🤖 AI Summary
This work addresses the challenge in differentially private federated learning where stringent privacy budgets necessitate large injected noise, severely slowing the convergence of first-order methods, while existing second-order approaches are hindered by prohibitive memory costs in high-dimensional models. To overcome this, the authors propose a server-side second-order optimization framework that constructs a natural gradient preconditioner using the Fisher information matrix and leverages the Sherman-Morrison formula for efficient matrix inversion, requiring only O(d) memory and computational complexity per client.
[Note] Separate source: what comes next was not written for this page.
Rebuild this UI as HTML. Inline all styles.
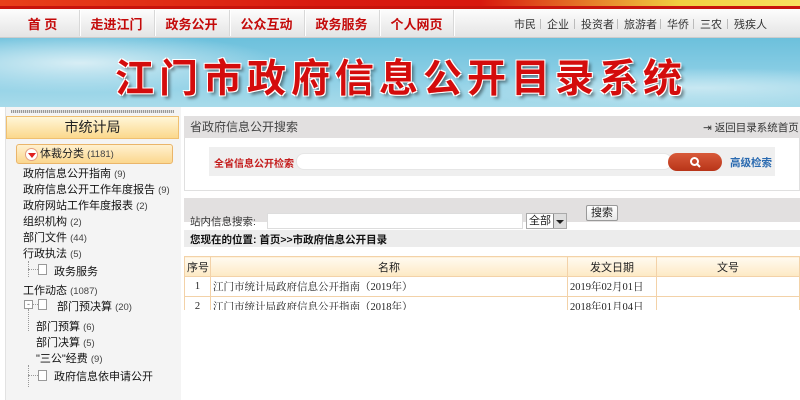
<!DOCTYPE html>
<html><head><meta charset="utf-8"><style>
*{margin:0;padding:0;box-sizing:border-box}
body{width:800px;height:400px;overflow:hidden;background:#fff;font-family:"Liberation Sans","Noto Sans CJK SC",sans-serif;font-size:12px;color:#222;position:relative}
.a{position:absolute;white-space:nowrap}
#top{left:0;top:0;width:800px;height:9px;background:linear-gradient(90deg,#e8401a,#d81a10 40%,#d8180e 60%,#f0d040 85%,#f8e060)}
#top2{left:0;top:6px;width:800px;height:3px;background:#c8140c}
#nav{left:0;top:9px;width:800px;height:29px;background:linear-gradient(#fdfdfd,#e4e4e4);border-bottom:1px solid #ccc}
.n{top:14px;font-size:13px;font-weight:bold;color:#c40a0a;width:75px;text-align:center}
.sep{top:10px;width:2px;height:26px;border-left:1px solid #d8d8d8;border-right:1px solid #fff}
.r{top:16px;font-size:11px;color:#333}
.rs{top:19px;width:1px;height:10px;background:#bbb}
#ban{left:0;top:38px;width:800px;height:69px;background:radial-gradient(ellipse 200px 30px at 80px 25px,#d8eef5,transparent),radial-gradient(ellipse 250px 20px at 700px 50px,#c8e8f2,transparent),linear-gradient(#6cc0dc,#8fd0e6 60%,#a8dbea)}
#bt{left:115px;top:48px;font-size:39px;font-weight:bold;color:#d40c0c;letter-spacing:5px;text-shadow:1px 1px 0 #fff,-1px -1px 0 #fff,1px -1px 0 #fff,-1px 1px 0 #fff,3px 3px 3px rgba(0,0,0,.45)}
#side{left:5px;top:107px;width:176px;height:293px;background:#f4f4f4;border-left:1px solid #e2e2e2}
#dot{left:11px;top:110px;width:163px;height:3px;background:repeating-linear-gradient(90deg,#999 0 1px,#ddd 1px 2px)}
#st{left:6px;top:116px;width:173px;height:23px;background:linear-gradient(#fff6d8,#fbd88c);border:1px solid #f0c070;text-align:center;font-size:14px;line-height:21px;color:#222}
#cat{left:16px;top:144px;width:157px;height:20px;background:linear-gradient(#fff1d0,#fbd78e);border:1px solid #eab56a;border-radius:3px;font-size:11px;line-height:18px;padding-left:23px}
#ci{left:25px;top:148px;width:13px;height:13px;border-radius:50%;background:#fff;border:1px solid #e4a080}
#ci:after{content:"";position:absolute;left:2px;top:4px;border-left:4px solid transparent;border-right:4px solid transparent;border-top:5px solid #e02020}
.li{left:23px;font-size:11px;color:#111}
.li small,#cat small{font-size:9.5px;color:#444}
.ic{width:9px;height:11px;border:1px solid #999;background:#fff}
.vl{width:0;border-left:1px dotted #999}
.hl{height:0;border-top:1px dotted #999}
#rh{left:184px;top:116px;width:616px;height:22px;background:#e2e0e0;font-size:12px;color:#444;padding:0 6px;line-height:22px}
#rb{left:184px;top:138px;width:616px;height:53px;border:1px solid #e0e0e0;border-top:0}
#srow{left:209px;top:147px;width:566px;height:29px;background:#efefef}
#inp{left:296px;top:153px;width:376px;height:17px;background:#fff;border:1px solid #e6e6e6;border-radius:8px}
#btn{left:668px;top:153px;width:54px;height:18px;background:linear-gradient(#d85a3a,#b83418);border-radius:9px}
#g2{left:184px;top:198px;width:616px;height:24px;background:#e2e0e0}
#g3{left:184px;top:222px;width:616px;height:8px;background:#fff}
#g4{left:184px;top:230px;width:616px;height:17px;background:#ececec}
table{position:absolute;left:184px;top:256px;width:616px;border-collapse:collapse;font-size:10.5px;table-layout:fixed}
td{border:1px solid #f3d2a8;height:20px;padding:0 2px;font-family:"Liberation Serif","Noto Serif CJK SC",serif;white-space:nowrap;overflow:hidden}
tr.h td{background:linear-gradient(#fffaf0,#fde9c4);text-align:center;font-family:"Liberation Sans","Noto Sans CJK SC",sans-serif;font-size:11px}
</style></head><body>
<div class="a" id="top"></div><div class="a" id="top2"></div>
<div class="a" id="nav"></div>
<div class="a n" style="left:5px">首 页</div><div class="a sep" style="left:79px"></div>
<div class="a n" style="left:79px">走进江门</div><div class="a sep" style="left:154px"></div>
<div class="a n" style="left:154px">政务公开</div><div class="a sep" style="left:229px"></div>
<div class="a n" style="left:229px">公众互动</div><div class="a sep" style="left:304px"></div>
<div class="a n" style="left:304px">政务服务</div><div class="a sep" style="left:379px"></div>
<div class="a n" style="left:379px">个人网页</div><div class="a sep" style="left:453px"></div>
<div class="a r" style="left:514px">市民</div><div class="a rs" style="left:540px"></div>
<div class="a r" style="left:547px">企业</div><div class="a rs" style="left:574px"></div>
<div class="a r" style="left:581px">投资者</div><div class="a rs" style="left:617px"></div>
<div class="a r" style="left:624px">旅游者</div><div class="a rs" style="left:660px"></div>
<div class="a r" style="left:667px">华侨</div><div class="a rs" style="left:693px"></div>
<div class="a r" style="left:700px">三农</div><div class="a rs" style="left:727px"></div>
<div class="a r" style="left:734px">残疾人</div>
<div class="a" id="ban"></div>
<div class="a" id="bt">江门市政府信息公开目录系统</div>
<div class="a" id="side"></div><div class="a" id="dot"></div>
<div class="a" id="st">市统计局</div>
<div class="a" id="cat">体裁分类 <small>(1181)</small></div><div class="a" id="ci"></div>
<div class="a li" style="top:165px">政府信息公开指南 <small>(9)</small></div>
<div class="a li" style="top:181px">政府信息公开工作年度报告 <small>(9)</small></div>
<div class="a li" style="top:197px">政府网站工作年度报表 <small>(2)</small></div>
<div class="a li" style="top:213px">组织机构 <small>(2)</small></div>
<div class="a li" style="top:229px">部门文件 <small>(44)</small></div>
<div class="a li" style="top:245px">行政执法 <small>(5)</small></div>
<div class="a vl" style="left:28px;top:261px;height:16px"></div><div class="a hl" style="left:28px;top:269px;width:10px"></div>
<div class="a ic" style="left:38px;top:264px"></div>
<div class="a li" style="left:54px;top:263px">政务服务</div>
<div class="a li" style="top:282px">工作动态 <small>(1087)</small></div>
<div class="a" style="left:24px;top:300px;width:9px;height:9px;border:1px solid #999;background:#fff;font-size:9px;line-height:6px;text-align:center;color:#666">-</div>
<div class="a hl" style="left:33px;top:304px;width:5px"></div>
<div class="a vl" style="left:28px;top:309px;height:22px"></div>
<div class="a ic" style="left:38px;top:299px"></div>
<div class="a li" style="left:57px;top:298px">部门预决算 <small>(20)</small></div>
<div class="a li" style="left:36px;top:318px">部门预算 <small>(6)</small></div>
<div class="a li" style="left:36px;top:334px">部门决算 <small>(5)</small></div>
<div class="a li" style="left:36px;top:350px">"三公"经费 <small>(9)</small></div>
<div class="a vl" style="left:28px;top:365px;height:22px"></div><div class="a hl" style="left:28px;top:375px;width:10px"></div>
<div class="a ic" style="left:38px;top:370px"></div>
<div class="a li" style="left:54px;top:368px">政府信息依申请公开</div>
<div class="a" id="rh">省政府信息公开搜索</div>
<div class="a" style="left:703px;top:120px;font-size:10.5px;color:#333">⇥ 返回目录系统首页</div>
<div class="a" id="rb"></div><div class="a" id="srow"></div>
<div class="a" id="inp"></div><div class="a" id="btn"></div>
<div class="a" style="left:214px;top:155px;font-size:10px;font-weight:bold;color:#c41c1c">全省信息公开检索</div>
<svg class="a" style="left:689px;top:156px" width="13" height="13"><circle cx="5.5" cy="5.5" r="3.5" stroke="#fff" stroke-width="2" fill="none"/><line x1="8" y1="8" x2="11" y2="11" stroke="#fff" stroke-width="2"/></svg>
<div class="a" style="left:730px;top:155px;font-size:10.5px;font-weight:bold;color:#2a6ab0">高级检索</div>
<div class="a" id="g2"></div><div class="a" id="g3"></div><div class="a" id="g4"></div>
<div class="a" style="left:190px;top:214px;font-size:10.5px;color:#333">站内信息搜索:</div>
<div class="a" style="left:267px;top:213px;width:256px;height:16px;background:#fff;border:1px solid #ddd"></div>
<div class="a" style="left:526px;top:213px;width:41px;height:16px;background:#fff;border:1px solid #aaa;font-size:11px;padding-left:2px;line-height:14px">全部</div>
<div class="a" style="left:553px;top:214px;width:13px;height:14px;background:#ddd;border-left:1px solid #888"></div>
<div class="a" style="left:556px;top:220px;border-left:4px solid transparent;border-right:4px solid transparent;border-top:4px solid #222"></div>
<div class="a" style="left:586px;top:205px;width:32px;height:16px;background:linear-gradient(#fff,#e8e8e8);border:1px solid #999;border-radius:2px;font-size:11px;text-align:center;line-height:14px">搜索</div>
<div class="a" style="left:190px;top:232px;font-size:10.5px;font-weight:bold;color:#111">您现在的位置: 首页&gt;&gt;市政府信息公开目录</div>
<table>
<colgroup><col style="width:26px"><col style="width:357px"><col style="width:89px"><col></colgroup>
<tr class="h"><td>序号</td><td>名称</td><td>发文日期</td><td>文号</td></tr>
<tr><td style="text-align:center">1</td><td>江门市统计局政府信息公开指南（2019年）</td><td>2019年02月01日</td><td></td></tr>
<tr><td style="text-align:center">2</td><td>江门市统计局政府信息公开指南（2018年）</td><td>2018年01月04日</td><td></td></tr>
</table>
<div class="a" style="left:184px;top:310px;width:616px;height:90px;background:#fff"></div>
</body></html>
This approach is the first to enable scalable second-order optimization under (ε,δ)-differential privacy, effectively balancing privacy guarantees with convergence efficiency. Experiments on CIFAR-10 demonstrate that the method consistently achieves significantly higher test accuracy than first-order baselines across various privacy budgets.
📝 Abstract
Differentially private federated learning (DP-FL) suffers from slow convergence under tight privacy budgets due to the overwhelming noise introduced to preserve privacy. While adaptive optimizers can accelerate convergence, existing second-order methods such as DP-FedNew require O(d^2) memory at each client to maintain local feature covariance matrices, making them impractical for high-dimensional models. We propose DP-FedSOFIM, a server-side second-order optimization framework that leverages the Fisher Information Matrix (FIM) as a natural gradient preconditioner while requiring only O(d) memory per client. By employing the Sherman-Morrison formula for efficient matrix inversion, DP-FedSOFIM achieves O(d) computational complexity per round while maintaining the convergence benefits of second-order methods. Our analysis proves that the server-side preconditioning preserves (epsilon, delta)-differential privacy through the post-processing theorem. Empirical evaluation on CIFAR-10 demonstrates that DP-FedSOFIM achieves superior test accuracy compared to first-order baselines across multiple privacy regimes.